● **The request**:
Select and reproduce each line of the listing below that bears the string "with".

Stored data entries:
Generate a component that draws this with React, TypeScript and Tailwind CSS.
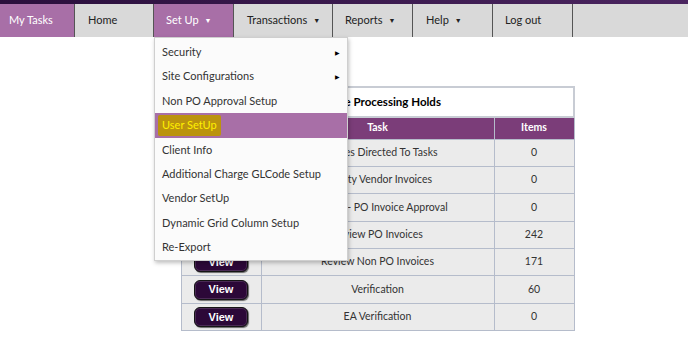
const navItems = [
  { label: "My Tasks", w: "w-[75px]", pl: "pl-[9px]", active: true, caret: false },
  { label: "Home", w: "w-[79px]", pl: "pl-[13px]", active: false, caret: false },
  { label: "Set Up", w: "w-[80px]", pl: "pl-[12px]", active: true, caret: true },
  { label: "Transactions", w: "w-[99px]", pl: "pl-[13px]", active: false, caret: true },
  { label: "Reports", w: "w-[80px]", pl: "pl-[12px]", active: false, caret: true },
  { label: "Help", w: "w-[80px]", pl: "pl-[13px]", active: false, caret: true },
  { label: "Log out", w: "w-[80px]", pl: "pl-[12px]", active: false, caret: false },
];

const menuItems = [
  { label: "Security", sub: true },
  { label: "Site Configurations", sub: true },
  { label: "Non PO Approval Setup" },
  { label: "User SetUp", selected: true },
  { label: "Client Info" },
  { label: "Additional Charge GLCode Setup" },
  { label: "Vendor SetUp" },
  { label: "Dynamic Grid Column Setup" },
  { label: "Re-Export" },
];

const rows = [
  { task: "Invoices Directed To Tasks", items: 0 },
  { task: "Priority Vendor Invoices", items: 0 },
  { task: "Pending - PO Invoice Approval", items: 0 },
  { task: "Review PO Invoices", items: 242 },
  { task: "Review Non PO Invoices", items: 171 },
  { task: "Verification", items: 60 },
  { task: "EA Verification", items: 0 },
];

function Caret() {
  return <span className="ml-[6px] text-[7px] align-middle">▼</span>;
}

export default function App() {
  return (
    <div className="relative w-[688px] h-[340px] bg-white overflow-hidden font-['Lato','Open_Sans',sans-serif] text-[#333]">
      <div className="h-[4px] bg-gradient-to-r from-[#2a0f3c] to-[#4b2560]" />

      {/* main nav */}
      <nav className="flex h-[33px] bg-[#d9d9d9] w-full">
        {navItems.map((n) => (
          <div
            key={n.label}
            className={`${n.w} ${n.pl} flex items-center text-[11px] border-r border-[#555] ${
              n.active ? "bg-[#a86fa7] text-white" : "bg-[#d9d9d9] text-[#222]"
            }`}
          >
            {n.label}
            {n.caret && <Caret />}
          </div>
        ))}
      </nav>

      {/* holds table */}
      <div className="ml-[180px] mt-[49px] w-[395px]">
        <table className="w-full border-collapse text-[10.5px]">
          <thead>
            <tr>
              <th
                colSpan={3}
                className="h-[30px] border-2 border-[#c8ccd4] bg-white text-[11.5px] font-bold text-black"
              >
                Invoice Processing Holds
              </th>
            </tr>
            <tr className="bg-[#7b3d79] text-white">
              <th className="w-[80px] h-[22px] border border-[#b5bccb]" />
              <th className="border border-[#b5bccb] font-bold">Task</th>
              <th className="w-[80px] border border-[#b5bccb] font-bold">Items</th>
            </tr>
          </thead>
          <tbody>
            {rows.map((r) => (
              <tr key={r.task} className="bg-[#ebebeb] h-[27.4px]">
                <td className="border border-[#b5bccb] text-center">
                  <button className="w-[54px] h-[20px] rounded-[6px] bg-[#2c0838] border border-[#151515] shadow-[inset_0_0_0_1px_#4a2a55,1px_1px_1px_#666] text-white font-bold text-[11px] font-['Liberation_Sans',Arial,sans-serif] leading-none">
                    View
                  </button>
                </td>
                <td className="border border-[#b5bccb] text-center">{r.task}</td>
                <td className="border border-[#b5bccb] text-center">{r.items}</td>
              </tr>
            ))}
          </tbody>
        </table>
      </div>

      {/* Set Up dropdown */}
      <div className="absolute left-[154px] top-[37px] w-[194px] pt-[2px] bg-[#fbfbfb] border border-[#cfcfcf] shadow-[1px_2px_4px_rgba(0,0,0,0.25)]">
        {menuItems.map((m) => (
          <div
            key={m.label}
            className={`relative flex items-center h-[24.4px] text-[11px] ${
              m.selected ? "bg-[#a86fa7] pl-[3px]" : "pl-[7px]"
            }`}
          >
            {m.selected ? (
              <span className="bg-[#bb930e] text-[#fff000] px-[4px] py-[2px] rounded-[2px]">
                {m.label}
              </span>
            ) : (
              m.label
            )}
            {m.sub && (
              <span className="absolute right-[7px] text-[6px] text-black">▶</span>
            )}
          </div>
        ))}
      </div>
    </div>
  );
}
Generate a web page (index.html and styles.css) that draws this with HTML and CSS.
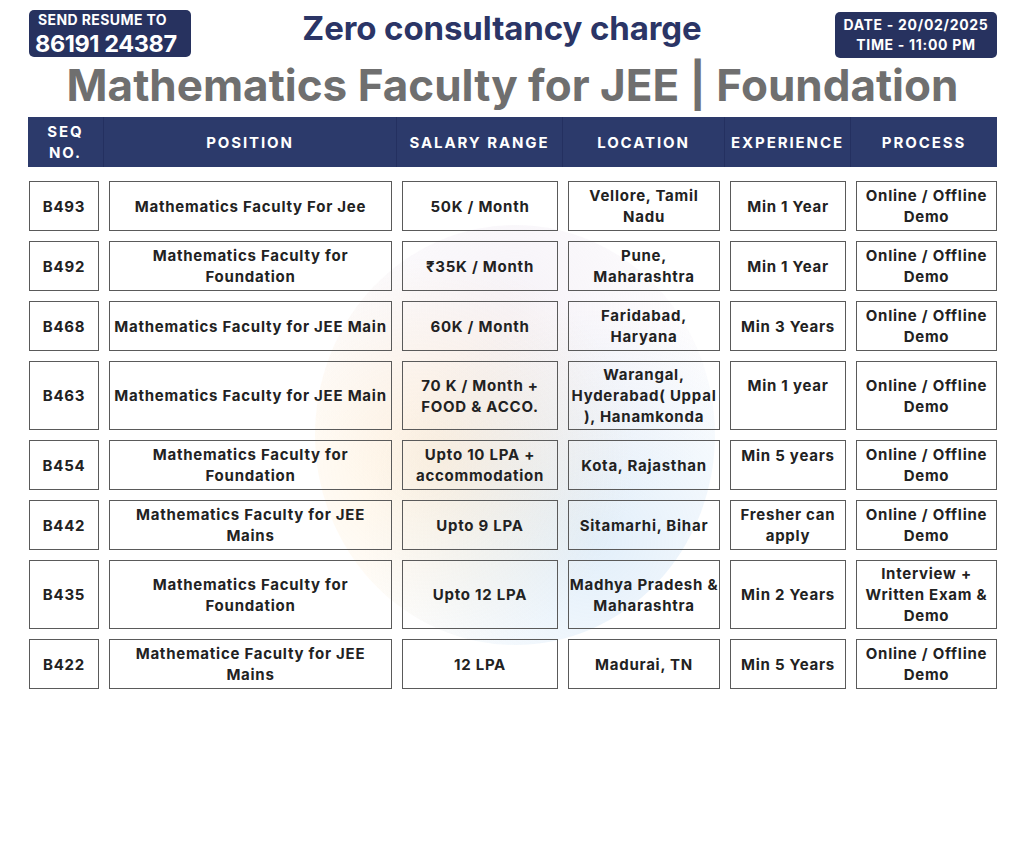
FILE: index.html
```html
<!DOCTYPE html>
<html lang="en">
<head>
<meta charset="utf-8">
<title>Mathematics Faculty for JEE | Foundation</title>
<link rel="stylesheet" href="styles.css">
</head>
<body>
<div class="page">
  <div class="watermark"></div>
  <header class="top">
    <div class="badge badge-left">
      <p class="b-text"><span class="b-small">SEND RESUME TO</span><br><span class="b-big">86191 24387</span></p>
    </div>
    <div class="tagline">Zero consultancy charge</div>
    <div class="badge badge-right">
      <div>DATE - 20/02/2025</div>
      <div>TIME - 11:00 PM</div>
    </div>
  </header>
  <h1 class="title">Mathematics Faculty for JEE | Foundation</h1>

  <div class="thead">
    <div class="th">SEQ<br>NO.</div>
    <div class="th">POSITION</div>
    <div class="th">SALARY RANGE</div>
    <div class="th">LOCATION</div>
    <div class="th">EXPERIENCE</div>
    <div class="th">PROCESS</div>
  </div>

  <div class="rows">
    <div class="cell">B493</div>
    <div class="cell">Mathematics Faculty For Jee</div>
    <div class="cell">50K / Month</div>
    <div class="cell">Vellore, Tamil<br>Nadu</div>
    <div class="cell">Min 1 Year</div>
    <div class="cell">Online / Offline<br>Demo</div>

    <div class="cell">B492</div>
    <div class="cell">Mathematics Faculty for<br>Foundation</div>
    <div class="cell">₹35K / Month</div>
    <div class="cell">Pune,<br>Maharashtra</div>
    <div class="cell">Min 1 Year</div>
    <div class="cell">Online / Offline<br>Demo</div>

    <div class="cell">B468</div>
    <div class="cell">Mathematics Faculty for JEE Main</div>
    <div class="cell">60K / Month</div>
    <div class="cell">Faridabad,<br>Haryana</div>
    <div class="cell">Min 3 Years</div>
    <div class="cell">Online / Offline<br>Demo</div>

    <div class="cell">B463</div>
    <div class="cell">Mathematics Faculty for JEE Main</div>
    <div class="cell">70 K / Month +<br>FOOD &amp; ACCO.</div>
    <div class="cell">Warangal,<br>Hyderabad( Uppal<br>), Hanamkonda</div>
    <div class="cell top-align tall">Min 1 year</div>
    <div class="cell">Online / Offline<br>Demo</div>

    <div class="cell">B454</div>
    <div class="cell">Mathematics Faculty for<br>Foundation</div>
    <div class="cell">Upto 10 LPA +<br>accommodation</div>
    <div class="cell">Kota, Rajasthan</div>
    <div class="cell top-align">Min 5 years</div>
    <div class="cell">Online / Offline<br>Demo</div>

    <div class="cell">B442</div>
    <div class="cell">Mathematics Faculty for JEE<br>Mains</div>
    <div class="cell">Upto 9 LPA</div>
    <div class="cell">Sitamarhi, Bihar</div>
    <div class="cell">Fresher can<br>apply</div>
    <div class="cell">Online / Offline<br>Demo</div>

    <div class="cell">B435</div>
    <div class="cell">Mathematics Faculty for<br>Foundation</div>
    <div class="cell">Upto 12 LPA</div>
    <div class="cell">Madhya Pradesh &amp;<br>Maharashtra</div>
    <div class="cell">Min 2 Years</div>
    <div class="cell">Interview +<br>Written Exam &amp;<br>Demo</div>

    <div class="cell">B422</div>
    <div class="cell">Mathematice Faculty for JEE<br>Mains</div>
    <div class="cell">12 LPA</div>
    <div class="cell">Madurai, TN</div>
    <div class="cell">Min 5 Years</div>
    <div class="cell">Online / Offline<br>Demo</div>
  </div>
</div>
</body>
</html>
```

FILE: styles.css
```css
* { box-sizing: border-box; }
html, body { margin: 0; padding: 0; background: #ffffff; }
body {
  font-family: Inter, "Liberation Sans", sans-serif;
  color: #222222;
}
.page {
  position: relative;
  width: 1024px;
  height: 868px;
  padding: 10px 27px 0 28px;
  overflow: hidden;
}
.watermark {
  position: absolute;
  left: 315px;
  top: 225px;
  width: 400px;
  height: 420px;
  border-radius: 50%;
  background:
    radial-gradient(circle at 30% 55%, rgba(255, 200, 120, 0.22), rgba(255, 200, 120, 0) 55%),
    radial-gradient(circle at 70% 75%, rgba(140, 190, 235, 0.25), rgba(140, 190, 235, 0) 55%),
    radial-gradient(circle at 50% 20%, rgba(230, 220, 235, 0.35), rgba(230, 220, 235, 0) 60%);
  z-index: 0;
}
.top {
  position: relative;
  z-index: 1;
  display: flex;
  justify-content: space-between;
  align-items: flex-start;
  height: 48px;
}
.badge {
  background: #27325f;
  color: #ffffff;
  border-radius: 5px;
  font-weight: 700;
}
.badge-left {
  width: 162px;
  height: 47px;
  margin-left: 1px;
  padding: 2px 0 0 9px;
}
.b-text {
  margin: 0;
  line-height: 20px;
}
.b-small {
  font-size: 14px;
  letter-spacing: 0.4px;
  display: inline-block;
  line-height: 16px;
  vertical-align: top;
}
.b-big {
  font-size: 23.5px;
  letter-spacing: -0.4px;
  display: inline-block;
  line-height: 24px;
  vertical-align: top;
  margin-left: -3px;
}
.tagline {
  font-size: 33px;
  font-weight: 700;
  color: #2b3566;
  line-height: 36px;
  margin-right: 22px;
  letter-spacing: -0.1px;
}
.badge-right {
  width: 162px;
  height: 46px;
  margin-top: 2px;
  text-align: center;
  font-size: 14px;
  line-height: 20px;
  letter-spacing: 0.7px;
  padding-top: 3px;
}
.title {
  position: relative;
  z-index: 1;
  margin: 1px 0 0;
  text-align: center;
  font-size: 44px;
  line-height: 52px;
  font-weight: 700;
  color: #6f6f6f;
  letter-spacing: 0px;
}
.thead {
  position: relative;
  z-index: 1;
  margin-top: 6px;
  display: grid;
  grid-template-columns: 75px 293px 166px 162px 126px 147px;
  width: 969px;
  height: 50px;
  background: #2c3a6b;
}
.th {
  display: flex;
  align-items: center;
  justify-content: center;
  text-align: center;
  color: #ffffff;
  font-weight: 700;
  font-size: 15px;
  line-height: 21px;
  letter-spacing: 1.9px;
}
.th + .th { border-left: 1px solid #243060; }
.rows {
  position: relative;
  z-index: 1;
  margin: 14px 0 0 1px;
  display: grid;
  grid-template-columns: 70px 283px 156px 152px 116px 141px;
  column-gap: 10px;
  row-gap: 10px;
}
.cell {
  min-height: 50px;
  border: 1.5px solid #5a5a5a;
  display: flex;
  align-items: center;
  justify-content: center;
  text-align: center;
  font-weight: 700;
  font-size: 15px;
  line-height: 21px;
  letter-spacing: 0.75px;
  padding: 2px 0;
  color: #222222;
  white-space: nowrap;
}
.cell.top-align { align-items: flex-start; padding-top: 4px; }
.cell.top-align.tall { padding-top: 13px; }
```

● **The response**:
Generate a component that draws this with React, TypeScript and Tailwind CSS.
Generate a web page (index.html and styles.css) that draws this with HTML and CSS.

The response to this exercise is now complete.